An IRT vehicle, it said,:

  • Can pump and haul away 100 gallons of diesel fuel from a crashed semi-truck.
  • Can serve as a mobile communications center.
  • Carries numerous traffic control devices that divert vehicles away from incidents and collisions. The one I saw Tuesday had a large screen mounted on the back warning oncoming drivers with a yellow display.
  • Carries miscellaneous road-service supplies, including small amounts of gasoline to help drivers who have run out of gas, tools to help change flat tires, and jumper cables to jumpstart a dead battery.


Jerry Lowery has the assignment in Port Orchard and others in that office take the truck out when Jerry isn’t there.
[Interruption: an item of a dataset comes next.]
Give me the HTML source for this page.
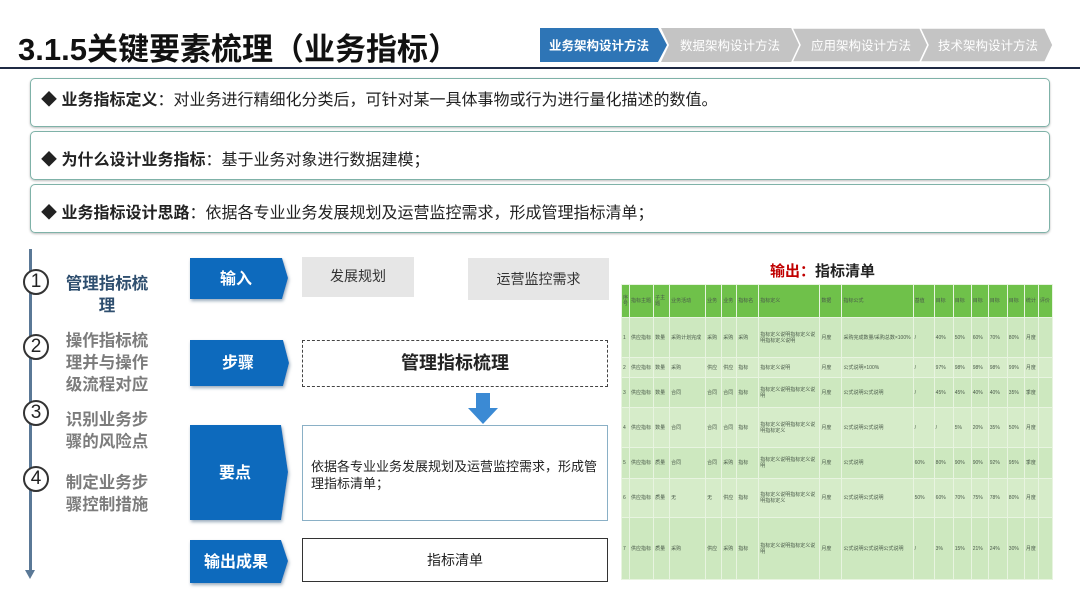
<!DOCTYPE html>
<html><head><meta charset="utf-8"><style>
*{margin:0;padding:0;box-sizing:border-box}
body{width:1080px;height:608px;background:#fff;position:relative;overflow:hidden;font-family:"Liberation Sans","Noto Sans CJK SC",sans-serif;color:#222}
.a{position:absolute}
.title{left:18px;top:24px;font-size:31px;font-weight:bold;color:#111;letter-spacing:0px}
.bx{left:30px;width:1020px;border:1px solid #7fb2a8;border-radius:5px;font-size:16px;padding-left:10px;box-shadow:0 1px 2px #bbb}
.bx b{font-weight:bold}
.step{left:60px;width:94px;font-size:16.5px;font-weight:bold;color:#7c7c7c;line-height:22px;text-align:center}
.circ{left:23px;width:26px;height:26px;border:2px solid #333;border-radius:50%;background:#fff;font-size:19px;text-align:center;line-height:22px;color:#222}
.gb{background:#e6e6e6;font-size:14px;text-align:center;color:#333}
table{border-collapse:collapse;table-layout:fixed}
td{border:1px solid #e8f4e0;font-size:5px;color:#4a5a4a;overflow:hidden;padding:1px;vertical-align:middle;line-height:6px}
</style></head><body>
<div class="a title">3.1.5关键要素梳理（业务指标）</div>
<svg class="a" style="left:540px;top:28px" width="515" height="34">
<polygon points="121,0 252,0 260,17 252,34 121,34 129,17" fill="#c4c4c4"/>
<polygon points="252,0 380,0 388,17 380,34 252,34 260,17" fill="#c4c4c4" stroke="#fff" stroke-width="1.5"/>
<polygon points="380,0 505,0 513,17 505,34 380,34 388,17" fill="#c4c4c4" stroke="#fff" stroke-width="1.5"/>
<polygon points="0,0 118,0 127,17 118,34 0,34" fill="#2e75b6"/>
<text x="59" y="22" font-size="12.5" fill="#fff" text-anchor="middle" font-family="Noto Sans CJK SC" font-weight="bold">业务架构设计方法</text>
<text x="190" y="22" font-size="12.5" fill="#fff" text-anchor="middle" font-family="Noto Sans CJK SC">数据架构设计方法</text>
<text x="321" y="22" font-size="12.5" fill="#fff" text-anchor="middle" font-family="Noto Sans CJK SC">应用架构设计方法</text>
<text x="448" y="22" font-size="12.5" fill="#fff" text-anchor="middle" font-family="Noto Sans CJK SC">技术架构设计方法</text>
</svg>
<div class="a" style="left:0;top:67px;width:1080px;height:2px;background:#1f2a44"></div>
<div class="a bx" style="top:78px;height:49px;padding-top:7px">◆ <b>业务指标定义</b>：对业务进行精细化分类后，可针对某一具体事物或行为进行量化描述的数值。</div>
<div class="a bx" style="top:131px;height:49px;padding-top:14px">◆ <b>为什么设计业务指标</b>：基于业务对象进行数据建模；</div>
<div class="a bx" style="top:184px;height:49px;padding-top:14px">◆ <b>业务指标设计思路</b>：依据各专业业务发展规划及运营监控需求，形成管理指标清单；</div>

<div class="a" style="left:29px;top:249px;width:3px;height:324px;background:#5a7896"></div>
<div class="a" style="left:25px;top:570px;width:0;height:0;border-left:5px solid transparent;border-right:5px solid transparent;border-top:9px solid #5a7896"></div>
<div class="a circ" style="top:269px">1</div>
<div class="a circ" style="top:334px">2</div>
<div class="a circ" style="top:400px">3</div>
<div class="a circ" style="top:466px">4</div>
<div class="a step" style="top:273px;color:#2f4f6f">管理指标梳理</div>
<div class="a step" style="top:330px">操作指标梳理并与操作级流程对应</div>
<div class="a step" style="top:409px">识别业务步骤的风险点</div>
<div class="a step" style="top:472px">制定业务步骤控制措施</div>

<svg class="a" style="left:188px;top:255px" width="105" height="335">
<defs><filter id="s"><feDropShadow dx="1" dy="2" stdDeviation="1.5" flood-color="#9ab"/></filter></defs>
<g fill="#0d6bbd" filter="url(#s)">
<polygon points="2,3 94,3 100,23 94,44 2,44"/>
<polygon points="2,85 95,85 101,108 95,131 2,131"/>
<polygon points="2,170 93,170 100,217 93,265 2,265"/>
<polygon points="2,285 93,285 100,306 93,328 2,328"/>
</g>
<g fill="#fff" font-size="16" font-weight="bold" text-anchor="middle" font-family="Noto Sans CJK SC">
<text x="48" y="29">输入</text><text x="50" y="113">步骤</text><text x="47" y="223">要点</text><text x="48" y="312">输出成果</text></g>
</svg>
<div class="a gb" style="left:302px;top:257px;width:112px;height:40px;line-height:38px">发展规划</div>
<div class="a gb" style="left:468px;top:258px;width:141px;height:42px;line-height:42px">运营监控需求</div>
<div class="a" style="left:302px;top:340px;width:306px;height:47px;border:1px dashed #444;font-size:18px;font-weight:bold;text-align:center;line-height:45px">管理指标梳理</div>
<svg class="a" style="left:467px;top:393px" width="32" height="32"><polygon points="9,0 23,0 23,15 31,15 16,31 1,15 9,15" fill="#3b8ad4"/></svg>
<div class="a" style="left:302px;top:425px;width:306px;height:96px;border:1px solid #8ab0c6;font-size:13px;line-height:17px;padding:32px 8px 0 8px">依据各专业业务发展规划及运营监控需求，形成管理指标清单；</div>
<div class="a" style="left:302px;top:538px;width:306px;height:44px;border:1.5px solid #333;font-size:14px;text-align:center;line-height:42px">指标清单</div>

<div class="a" style="left:770px;top:260px;font-size:15px;font-weight:bold"><span style="color:#c00000">输出：</span>指标清单</div>
<table class="a" style="left:621px;top:284px;width:432px;height:296px">
<colgroup><col style="width:8px"><col style="width:24px"><col style="width:16px"><col style="width:36px"><col style="width:16px"><col style="width:15px"><col style="width:22px"><col style="width:61px"><col style="width:22px"><col style="width:71px"><col style="width:21px"><col style="width:19px"><col style="width:18px"><col style="width:17px"><col style="width:19px"><col style="width:17px"><col style="width:14px"><col style="width:14px"></colgroup>
<tr style="height:33px;background:#6fc14a"><td>序号</td><td>指标主题</td><td>子主题</td><td>业务活动</td><td>业务</td><td>业务</td><td>指标名</td><td>指标定义</td><td>数据</td><td>指标公式</td><td>基值</td><td>目标</td><td>目标</td><td>目标</td><td>目标</td><td>目标</td><td>统计</td><td>评价</td></tr>
<tr style="height:40px;background:#cde8bf"><td>1</td><td>供应指标</td><td>数量</td><td>采购计划完成</td><td>采购</td><td>采购</td><td>采购</td><td>指标定义说明指标定义说明指标定义说明</td><td>月度</td><td>采购完成数量/采购总数×100%</td><td>/</td><td>40%</td><td>50%</td><td>60%</td><td>70%</td><td>80%</td><td>月度</td><td></td></tr>
<tr style="height:20px;background:#d6ecc9"><td>2</td><td>供应指标</td><td>数量</td><td>采购</td><td>供应</td><td>供应</td><td>指标</td><td>指标定义说明</td><td>月度</td><td>公式说明×100%</td><td>/</td><td>97%</td><td>98%</td><td>98%</td><td>98%</td><td>99%</td><td>月度</td><td></td></tr>
<tr style="height:30px;background:#cde8bf"><td>3</td><td>供应指标</td><td>数量</td><td>合同</td><td>合同</td><td>合同</td><td>指标</td><td>指标定义说明指标定义说明</td><td>月度</td><td>公式说明公式说明</td><td>/</td><td>45%</td><td>45%</td><td>40%</td><td>40%</td><td>35%</td><td>季度</td><td></td></tr>
<tr style="height:40px;background:#d6ecc9"><td>4</td><td>供应指标</td><td>数量</td><td>合同</td><td>合同</td><td>合同</td><td>指标</td><td>指标定义说明指标定义说明指标定义</td><td>月度</td><td>公式说明公式说明</td><td>/</td><td>/</td><td>5%</td><td>20%</td><td>35%</td><td>50%</td><td>月度</td><td></td></tr>
<tr style="height:31px;background:#cde8bf"><td>5</td><td>供应指标</td><td>质量</td><td>合同</td><td>合同</td><td>采购</td><td>指标</td><td>指标定义说明指标定义说明</td><td>月度</td><td>公式说明</td><td>60%</td><td>80%</td><td>90%</td><td>90%</td><td>92%</td><td>95%</td><td>季度</td><td></td></tr>
<tr style="height:39px;background:#d6ecc9"><td>6</td><td>供应指标</td><td>质量</td><td>无</td><td>无</td><td>供应</td><td>指标</td><td>指标定义说明指标定义说明指标定义</td><td>月度</td><td>公式说明公式说明</td><td>50%</td><td>60%</td><td>70%</td><td>75%</td><td>78%</td><td>80%</td><td>月度</td><td></td></tr>
<tr style="background:#cde8bf"><td>7</td><td>供应指标</td><td>质量</td><td>采购</td><td>供应</td><td>采购</td><td>指标</td><td>指标定义说明指标定义说明</td><td>月度</td><td>公式说明公式说明公式说明</td><td>/</td><td>3%</td><td>15%</td><td>21%</td><td>24%</td><td>30%</td><td>月度</td><td></td></tr>
</table>
</body></html>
The job entails a split shift to cover morning and afternoon rush hours.

Doug also referred me to a Web site with more information ( that includes this: “Four to 10 minutes of traffic congestion (depending on traffic volume) can result from every minute a lane remains blocked, so incidents must be detected and cleared as fast as possible to minimize the impact on congestion, especially during peak periods.”




4 thoughts on “IRT truck patrols two counties, plus, here

  1. I think those IRT guys do a bang-up job when it comes to helping those vehicles that are disabled, when they are available. Wish there was more out there. It really makes me cringe when I see a disabled vehicle on the side of the road and the driver is just walking next to their vehicle without a care in the world. I know there are instances out there where a driver is trying to change a tire and they get hit by a car that either is not paying attention to whats ahead of them or just does not have the common courtesy to get over and give the disabled vehicle a little room. Dont understand why drivers dont like to get over to give room and its not just disabled cars, its also work trucks with caution lights on them while they are working or even those WSDOT vehicles who are blocking traffic for the workers ahead who are on the side of the road. You would figure it would be a state law to give way to vehicles on the side of the road. I personally always get over no matter what cause I dont want a driver coming around their vehicle and step right in front of me and me hitting them (worse case scenerio). I also wish that all WSP cars would get in behind them to let other drivers know there is a problem. Some WSP do stop and turn on their lights but I see the cop cars sometimes just keep driving. I know in California if your vehicle breks down you have to call it in so that a IRT vehicle can assist you. Had my vehicle break down last year in Sacramento and was told by CHP to stay in me truck till IRT showed up. Again I praise those IRT guys who can give a helping hand when its needed and available.

  2. I can’t tell from the above two comments, but one or both may be unaware that there IS a move-over law in Washington state making it an infraction to pass an emergency vehicle stopped on the shoulder with its emergency lights flashing without moving to the inside lane on a multi-lane highway or slowing down on a two-lane highway or if moving over can’t be done safely.
    The law includes tow trucks and state highway vehicles as well as police or fire vehicles.
    Road Warrior

  3. Travis

    I am aware of the law that states a vehicle should move over for vehicles with emergency and warning flashers or beacons on. But as someone who has been working on the HWY 16/ HWY 3 project and has been driving vehicles with warning beacons on top and always flashing any time I was out of my vehicle, very few drivers ever got over or even slowed down for that fact. As a matter of fact there would actually be drivers that would get over into the right lane whenever a vehicle or semi would actually get over and then hit the gas as they passed. Very scary sometimes. But to add as on as I stated above, anytime I see a vehicle on the side of the road whether they are disabled or just pulled over to actually answer their phone, I get over. No matter what. Like I said I do not ever want an accident on my mind of me hitting someone who came around their vehicle as I was passing them, whether right or wrong. I could not deal with that, so I always get over and give the vehicle some room.